# Wok



## kalaeb (Mar 1, 2011)

I recently decided I needed to add another cooking implement to my home kitchen. I want to give a try to using a wok. I am very familiar with carbon pans, most of my fry pans are Debuyer, but woks are a little intimidating due to the sheer number of them. What is a good brand to purchase? Thanks in advance.


----------



## Chef Niloc (Mar 2, 2011)

http://www.asianequipmentworld.com/town-woks.html

I find the ones from Town Food to be great. There not flashy but they work great.


----------



## UnConundrum (Mar 2, 2011)

I bought a cast iron one from the wok shop. http://www.wokshop.com/HTML/products/woks/wok-cast-iron.html It's not like our cast iron, very thin and light from what you'd expect.


----------



## sw2geeks (Mar 2, 2011)

I also use the traditional Chinese cast iron wok. It is a thin cast iron so it heats up fast and conducts heat better than the carbon steel woks. The cast iron also seems to season better, but you can't bang them around like a steel wok or they will shatter.


----------



## Chef Niloc (Mar 2, 2011)

I don't think they are still around but "great wok of china " hand hammered wok from the old infomercial is great!! I would love a new one myself if anyone finds one, or knows who made it.
I like the look of hammered one from that shop you posted above. I have never bought any thing from them, are they good quality? I like A wok with one handle better then the two handle type


----------



## obtuse (Mar 2, 2011)

I would check out the wok shop, they also sell their wares through Amazon.com. If you don't have a local Chinatown, world market has a few carbon steel woks. Happy wok hunting!


----------



## Dave Martell (Mar 2, 2011)

Don't forget to get a *burner* for your wok.


----------



## joec (Mar 2, 2011)

I have a couple of carbon steel (no brand name) that I had purchased years ago in various Asian markets. When I switched over to induction though the carbon steel aren't flat enough due to years of high heat. I have since gone with a Lodge cast iron wok which works great on my induction stove.


----------



## Dave Martell (Mar 2, 2011)

I've got a Lodge wok too but I use it on a gas burner outside since electric won't begin to heat it properly. Induction could be a cool alternative.


----------



## phasedweasel (Mar 2, 2011)

I love my no-brand carbon steel wok. I'm sure you know this, but get the largest one you can fit on your stove / heat properly. Carbon steel is great, it heats up quick, nothing sticks, you can get it to glowing without damaging it badly ... Over the years they may warp a bit though, so it might not make perfect contact with induction or electric burners after a while. They are cheap and easy to handle though!


----------



## Avishar (Mar 2, 2011)

+1 on the wok shop... The owner is very friendly and knowledgeable! I own close to 10 different woks and wok shaped vessels, big fan of the design. I would recommend _Breath of a Wok_ and _Stir Frying to the Sky's Edge_ by Grace Young to compliment your purchase.


----------



## festally (Mar 2, 2011)

Hi 
I don&#8217;t know the actual brand names, but my woks are either cast iron (heavy, takes longer to heat up, but retains heat well) or carbon steel (lighter, heats & cools faster). I usually use a carbon steel one when doing dishes that require cooking the ingredients separately and the wok to be rinsed frequently. Whereas a cast iron one when doing large, pile on the ingredients type dishes.

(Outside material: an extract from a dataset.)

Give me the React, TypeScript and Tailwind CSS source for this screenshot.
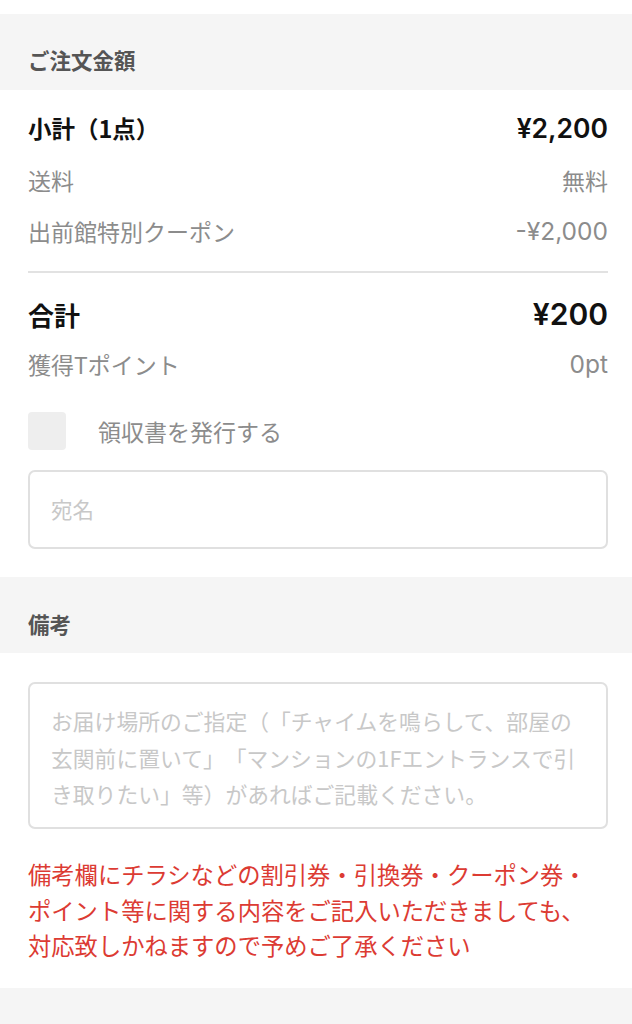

Stir frying requires a lot of BTU&#8217;s. I use a dedicated wok burner that puts out ~35k BTU&#8217;s, which is about 2-3 times more than a standard cook top.


----------



## ThEoRy (Mar 2, 2011)

Really any carbon wok will do as long as it's seasoned properly first.


----------



## kalaeb (Mar 3, 2011)

Thank you all for the replies. The Wok Shop looks like a great way to go. There is soon to be a wok in my kitchen. Regards,


----------



## Tristan (Mar 7, 2011)

I clicked Dave's link to the burner... always cracks me up when I see Singapore noodles.

Lived in Singapore all my life and had to study in Australia before I realised that fried noodles were called Singapore noodles. Talk about odd. 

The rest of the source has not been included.